**STORED DATA:**

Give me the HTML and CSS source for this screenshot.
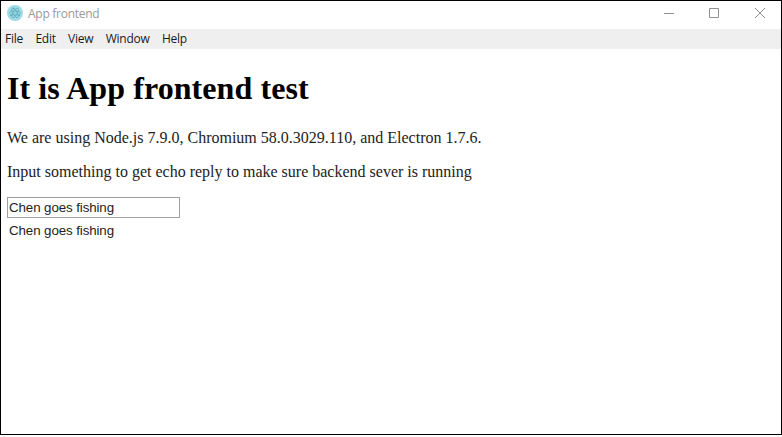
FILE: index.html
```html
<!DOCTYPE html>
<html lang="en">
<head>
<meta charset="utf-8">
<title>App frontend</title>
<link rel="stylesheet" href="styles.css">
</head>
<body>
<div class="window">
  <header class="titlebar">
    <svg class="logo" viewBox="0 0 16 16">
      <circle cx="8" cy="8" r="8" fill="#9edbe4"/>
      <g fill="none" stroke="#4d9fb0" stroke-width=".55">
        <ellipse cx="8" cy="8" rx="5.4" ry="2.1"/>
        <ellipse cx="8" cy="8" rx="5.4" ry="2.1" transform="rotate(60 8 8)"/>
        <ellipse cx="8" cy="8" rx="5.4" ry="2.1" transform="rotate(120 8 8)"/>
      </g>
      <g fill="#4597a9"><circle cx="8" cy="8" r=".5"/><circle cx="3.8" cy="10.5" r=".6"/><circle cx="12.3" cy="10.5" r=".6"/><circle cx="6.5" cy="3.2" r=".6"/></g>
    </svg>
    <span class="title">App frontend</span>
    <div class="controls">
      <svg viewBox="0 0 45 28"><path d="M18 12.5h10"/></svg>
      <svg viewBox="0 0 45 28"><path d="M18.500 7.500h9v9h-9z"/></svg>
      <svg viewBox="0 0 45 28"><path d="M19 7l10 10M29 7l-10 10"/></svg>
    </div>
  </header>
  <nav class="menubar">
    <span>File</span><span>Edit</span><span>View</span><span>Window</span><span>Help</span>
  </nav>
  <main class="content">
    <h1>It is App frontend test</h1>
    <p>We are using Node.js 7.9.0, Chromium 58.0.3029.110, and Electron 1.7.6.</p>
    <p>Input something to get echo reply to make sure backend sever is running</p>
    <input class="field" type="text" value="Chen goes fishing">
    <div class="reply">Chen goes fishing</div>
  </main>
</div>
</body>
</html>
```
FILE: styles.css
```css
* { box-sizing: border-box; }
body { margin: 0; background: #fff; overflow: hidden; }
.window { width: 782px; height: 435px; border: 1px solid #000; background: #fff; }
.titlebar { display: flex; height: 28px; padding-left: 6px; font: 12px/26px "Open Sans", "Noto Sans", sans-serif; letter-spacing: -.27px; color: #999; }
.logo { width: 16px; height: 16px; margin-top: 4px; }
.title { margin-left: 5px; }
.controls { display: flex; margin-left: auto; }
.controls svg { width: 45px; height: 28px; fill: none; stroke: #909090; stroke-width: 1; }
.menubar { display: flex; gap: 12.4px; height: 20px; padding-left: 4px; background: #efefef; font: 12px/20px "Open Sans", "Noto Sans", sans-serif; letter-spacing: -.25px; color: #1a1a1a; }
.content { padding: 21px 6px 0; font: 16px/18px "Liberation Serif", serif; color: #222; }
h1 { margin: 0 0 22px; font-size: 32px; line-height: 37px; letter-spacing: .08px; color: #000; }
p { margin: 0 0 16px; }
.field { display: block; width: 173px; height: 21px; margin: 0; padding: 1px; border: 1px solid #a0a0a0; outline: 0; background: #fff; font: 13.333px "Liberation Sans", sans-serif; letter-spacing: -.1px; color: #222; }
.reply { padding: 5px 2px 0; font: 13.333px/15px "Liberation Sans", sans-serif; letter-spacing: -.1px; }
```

**STATED TASK:** Output the lines above in full and exactly as given, omitting any pictures.

**FULL ANSWER:**
Give me the HTML and CSS source for this screenshot.
FILE: index.html
```html
<!DOCTYPE html>
<html lang="en">
<head>
<meta charset="utf-8">
<title>App frontend</title>
<link rel="stylesheet" href="styles.css">
</head>
<body>
<div class="window">
  <header class="titlebar">
    <svg class="logo" viewBox="0 0 16 16">
      <circle cx="8" cy="8" r="8" fill="#9edbe4"/>
      <g fill="none" stroke="#4d9fb0" stroke-width=".55">
        <ellipse cx="8" cy="8" rx="5.4" ry="2.1"/>
        <ellipse cx="8" cy="8" rx="5.4" ry="2.1" transform="rotate(60 8 8)"/>
        <ellipse cx="8" cy="8" rx="5.4" ry="2.1" transform="rotate(120 8 8)"/>
      </g>
      <g fill="#4597a9"><circle cx="8" cy="8" r=".5"/><circle cx="3.8" cy="10.5" r=".6"/><circle cx="12.3" cy="10.5" r=".6"/><circle cx="6.5" cy="3.2" r=".6"/></g>
    </svg>
    <span class="title">App frontend</span>
    <div class="controls">
      <svg viewBox="0 0 45 28"><path d="M18 12.5h10"/></svg>
      <svg viewBox="0 0 45 28"><path d="M18.500 7.500h9v9h-9z"/></svg>
      <svg viewBox="0 0 45 28"><path d="M19 7l10 10M29 7l-10 10"/></svg>
    </div>
  </header>
  <nav class="menubar">
    <span>File</span><span>Edit</span><span>View</span><span>Window</span><span>Help</span>
  </nav>
  <main class="content">
    <h1>It is App frontend test</h1>
    <p>We are using Node.js 7.9.0, Chromium 58.0.3029.110, and Electron 1.7.6.</p>
    <p>Input something to get echo reply to make sure backend sever is running</p>
    <input class="field" type="text" value="Chen goes fishing">
    <div class="reply">Chen goes fishing</div>
  </main>
</div>
</body>
</html>
```
FILE: styles.css
```css
* { box-sizing: border-box; }
body { margin: 0; background: #fff; overflow: hidden; }
.window { width: 782px; height: 435px; border: 1px solid #000; background: #fff; }
.titlebar { display: flex; height: 28px; padding-left: 6px; font: 12px/26px "Open Sans", "Noto Sans", sans-serif; letter-spacing: -.27px; color: #999; }
.logo { width: 16px; height: 16px; margin-top: 4px; }
.title { margin-left: 5px; }
.controls { display: flex; margin-left: auto; }
.controls svg { width: 45px; height: 28px; fill: none; stroke: #909090; stroke-width: 1; }
.menubar { display: flex; gap: 12.4px; height: 20px; padding-left: 4px; background: #efefef; font: 12px/20px "Open Sans", "Noto Sans", sans-serif; letter-spacing: -.25px; color: #1a1a1a; }
.content { padding: 21px 6px 0; font: 16px/18px "Liberation Serif", serif; color: #222; }
h1 { margin: 0 0 22px; font-size: 32px; line-height: 37px; letter-spacing: .08px; color: #000; }
p { margin: 0 0 16px; }
.field { display: block; width: 173px; height: 21px; margin: 0; padding: 1px; border: 1px solid #a0a0a0; outline: 0; background: #fff; font: 13.333px "Liberation Sans", sans-serif; letter-spacing: -.1px; color: #222; }
.reply { padding: 5px 2px 0; font: 13.333px/15px "Liberation Sans", sans-serif; letter-spacing: -.1px; }
```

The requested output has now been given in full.